■ **DATASET EXTRACT**:

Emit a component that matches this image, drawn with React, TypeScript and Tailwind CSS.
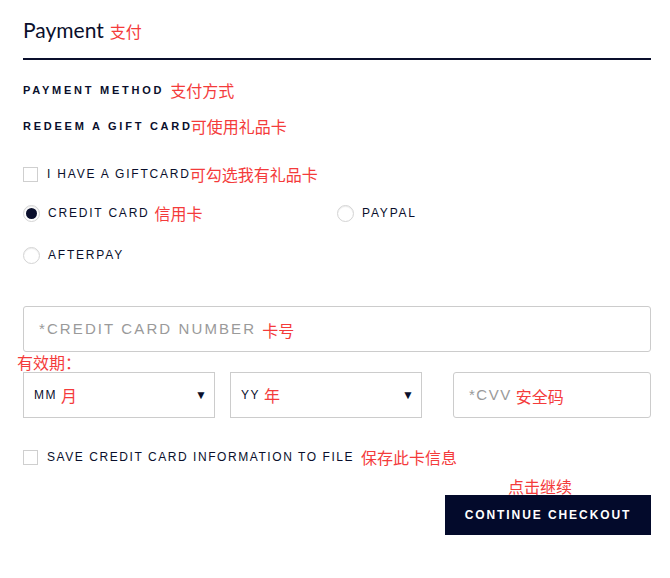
import { ReactNode } from 'react'

const NAVY = 'text-[#0a0f2c]'

function Note({ children, className = '' }: { children: ReactNode; className?: string }) {
  return (
    <span className={`font-['Noto_Sans_CJK_SC',sans-serif] text-[16px] leading-none tracking-normal font-normal text-[#f43b3b] ${className}`}>
      {children}
    </span>
  )
}

function Box() {
  return <span className="w-[15px] h-[15px] border border-[#cfcfcf] bg-white shrink-0" />
}

function Radio({ on = false }: { on?: boolean }) {
  return (
    <span className="w-[17px] h-[17px] rounded-full border border-[#d4d4d4] bg-white shrink-0 flex items-center justify-center shadow-[inset_0_1px_1px_rgba(0,0,0,0.08)]">
      {on && <span className="w-[11px] h-[11px] rounded-full bg-[#0a0f2c]" />}
    </span>
  )
}

function Select({ label, note }: { label: string; note: string }) {
  return (
    <div className="w-[192px] h-[46px] border border-[#cccccc] flex items-center pl-[10px] pr-[7px]">
      <span className={`text-[12px] tracking-[0.12em] ${NAVY}`}>{label}</span>
      <Note className="ml-[4px]">{note}</Note>
      <span className={`ml-auto text-[12px] ${NAVY}`}>▼</span>
    </div>
  )
}

export default function App() {
  return (
    <div className="w-[670px] h-[578px] bg-white font-['Liberation_Sans',Arial,sans-serif] overflow-hidden">
      <div className="ml-[23px] w-[628px] flex flex-col">
        <div className="h-[60px] flex items-center border-b-2 border-[#0a0f2c] pt-[2px]">
          <span className={`font-['Lato',sans-serif] font-normal text-[21px] ${NAVY}`}>Payment</span>
          <Note className="ml-[6px] mt-[2px]">支付</Note>
        </div>

        <div className="mt-[22px] flex items-center h-[16px]">
          <span className={`text-[11px] font-bold tracking-[0.25em] ${NAVY}`}>PAYMENT METHOD</span>
          <Note className="ml-[6px]">支付方式</Note>
        </div>

        <div className="mt-[20px] flex items-center h-[16px]">
          <span className={`text-[11px] font-bold tracking-[0.25em] ${NAVY}`}>REDEEM A GIFT CARD</span>
          <Note className="-ml-[2px]">可使用礼品卡</Note>
        </div>

        <div className="mt-[32px] flex items-center h-[16px]">
          <Box />
          <span className={`ml-[9px] text-[12px] tracking-[0.15em] ${NAVY}`}>I HAVE A GIFTCARD</span>
          <Note className="-ml-[1px]">可勾选我有礼品卡</Note>
        </div>

        <div className="mt-[22px] grid grid-cols-[314px_1fr] h-[18px]">
          <div className="flex items-center">
            <Radio on />
            <span className={`ml-[8px] text-[12px] tracking-[0.15em] ${NAVY}`}>CREDIT CARD</span>
            <Note className="ml-[5px]">信用卡</Note>
          </div>
          <div className="flex items-center">
            <Radio />
            <span className={`ml-[8px] text-[12px] tracking-[0.15em] ${NAVY}`}>PAYPAL</span>
          </div>
        </div>

        <div className="mt-[24px] flex items-center h-[18px]">
          <Radio />
          <span className={`ml-[8px] text-[12px] tracking-[0.15em] ${NAVY}`}>AFTERPAY</span>
        </div>

        <div className="mt-[42px] h-[46px] border border-[#cccccc] rounded-[3px] flex items-center pl-[15px]">
          <span className="text-[15px] tracking-[0.14em] text-[#9a9a9a]">*CREDIT CARD NUMBER</span>
          <Note className="ml-[6px] mt-[2px]">卡号</Note>
        </div>

        <div className="h-[20px] flex items-center -ml-[6px]">
          <Note>有效期：</Note>
        </div>

        <div className="flex items-center">
          <Select label="MM" note="月" />
          <div className="ml-[15px]">
            <Select label="YY" note="年" />
          </div>
          <div className="ml-auto w-[198px] h-[46px] border border-[#cccccc] rounded-[3px] flex items-center pl-[15px]">
            <span className="text-[15px] tracking-[0.1em] text-[#9a9a9a]">*CVV</span>
            <Note className="ml-[4px] mt-[2px]">安全码</Note>
          </div>
        </div>

        <div className="mt-[31px] flex items-center h-[16px]">
          <Box />
          <span className={`ml-[9px] text-[12px] tracking-[0.13em] ${NAVY}`}>SAVE CREDIT CARD INFORMATION TO FILE</span>
          <Note className="ml-[7px]">保存此卡信息</Note>
        </div>

        <div className="mt-[13px] flex flex-col items-end">
          <Note className="mr-[79px]">点击继续</Note>
          <button className="mt-[1px] w-[206px] h-[40px] bg-[#030a2b] text-white text-[12px] font-bold tracking-[0.16em]">
            CONTINUE CHECKOUT
          </button>
        </div>
      </div>
    </div>
  )
}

■ **DIRECTIONS FOR THIS TASK**:
Reproduce every line exactly and omit all pictures.

■ **SOLUTION FOR THIS TASK**:
Emit a component that matches this image, drawn with React, TypeScript and Tailwind CSS.
import { ReactNode } from 'react'

const NAVY = 'text-[#0a0f2c]'

function Note({ children, className = '' }: { children: ReactNode; className?: string }) {
  return (
    <span className={`font-['Noto_Sans_CJK_SC',sans-serif] text-[16px] leading-none tracking-normal font-normal text-[#f43b3b] ${className}`}>
      {children}
    </span>
  )
}

function Box() {
  return <span className="w-[15px] h-[15px] border border-[#cfcfcf] bg-white shrink-0" />
}

function Radio({ on = false }: { on?: boolean }) {
  return (
    <span className="w-[17px] h-[17px] rounded-full border border-[#d4d4d4] bg-white shrink-0 flex items-center justify-center shadow-[inset_0_1px_1px_rgba(0,0,0,0.08)]">
      {on && <span className="w-[11px] h-[11px] rounded-full bg-[#0a0f2c]" />}
    </span>
  )
}

function Select({ label, note }: { label: string; note: string }) {
  return (
    <div className="w-[192px] h-[46px] border border-[#cccccc] flex items-center pl-[10px] pr-[7px]">
      <span className={`text-[12px] tracking-[0.12em] ${NAVY}`}>{label}</span>
      <Note className="ml-[4px]">{note}</Note>
      <span className={`ml-auto text-[12px] ${NAVY}`}>▼</span>
    </div>
  )
}

export default function App() {
  return (
    <div className="w-[670px] h-[578px] bg-white font-['Liberation_Sans',Arial,sans-serif] overflow-hidden">
      <div className="ml-[23px] w-[628px] flex flex-col">
        <div className="h-[60px] flex items-center border-b-2 border-[#0a0f2c] pt-[2px]">
          <span className={`font-['Lato',sans-serif] font-normal text-[21px] ${NAVY}`}>Payment</span>
          <Note className="ml-[6px] mt-[2px]">支付</Note>
        </div>

        <div className="mt-[22px] flex items-center h-[16px]">
          <span className={`text-[11px] font-bold tracking-[0.25em] ${NAVY}`}>PAYMENT METHOD</span>
          <Note className="ml-[6px]">支付方式</Note>
        </div>

        <div className="mt-[20px] flex items-center h-[16px]">
          <span className={`text-[11px] font-bold tracking-[0.25em] ${NAVY}`}>REDEEM A GIFT CARD</span>
          <Note className="-ml-[2px]">可使用礼品卡</Note>
        </div>

        <div className="mt-[32px] flex items-center h-[16px]">
          <Box />
          <span className={`ml-[9px] text-[12px] tracking-[0.15em] ${NAVY}`}>I HAVE A GIFTCARD</span>
          <Note className="-ml-[1px]">可勾选我有礼品卡</Note>
        </div>

        <div className="mt-[22px] grid grid-cols-[314px_1fr] h-[18px]">
          <div className="flex items-center">
            <Radio on />
            <span className={`ml-[8px] text-[12px] tracking-[0.15em] ${NAVY}`}>CREDIT CARD</span>
            <Note className="ml-[5px]">信用卡</Note>
          </div>
          <div className="flex items-center">
            <Radio />
            <span className={`ml-[8px] text-[12px] tracking-[0.15em] ${NAVY}`}>PAYPAL</span>
          </div>
        </div>

        <div className="mt-[24px] flex items-center h-[18px]">
          <Radio />
          <span className={`ml-[8px] text-[12px] tracking-[0.15em] ${NAVY}`}>AFTERPAY</span>
        </div>

        <div className="mt-[42px] h-[46px] border border-[#cccccc] rounded-[3px] flex items-center pl-[15px]">
          <span className="text-[15px] tracking-[0.14em] text-[#9a9a9a]">*CREDIT CARD NUMBER</span>
          <Note className="ml-[6px] mt-[2px]">卡号</Note>
        </div>

        <div className="h-[20px] flex items-center -ml-[6px]">
          <Note>有效期：</Note>
        </div>

        <div className="flex items-center">
          <Select label="MM" note="月" />
          <div className="ml-[15px]">
            <Select label="YY" note="年" />
          </div>
          <div className="ml-auto w-[198px] h-[46px] border border-[#cccccc] rounded-[3px] flex items-center pl-[15px]">
            <span className="text-[15px] tracking-[0.1em] text-[#9a9a9a]">*CVV</span>
            <Note className="ml-[4px] mt-[2px]">安全码</Note>
          </div>
        </div>

        <div className="mt-[31px] flex items-center h-[16px]">
          <Box />
          <span className={`ml-[9px] text-[12px] tracking-[0.13em] ${NAVY}`}>SAVE CREDIT CARD INFORMATION TO FILE</span>
          <Note className="ml-[7px]">保存此卡信息</Note>
        </div>

        <div className="mt-[13px] flex flex-col items-end">
          <Note className="mr-[79px]">点击继续</Note>
          <button className="mt-[1px] w-[206px] h-[40px] bg-[#030a2b] text-white text-[12px] font-bold tracking-[0.16em]">
            CONTINUE CHECKOUT
          </button>
        </div>
      </div>
    </div>
  )
}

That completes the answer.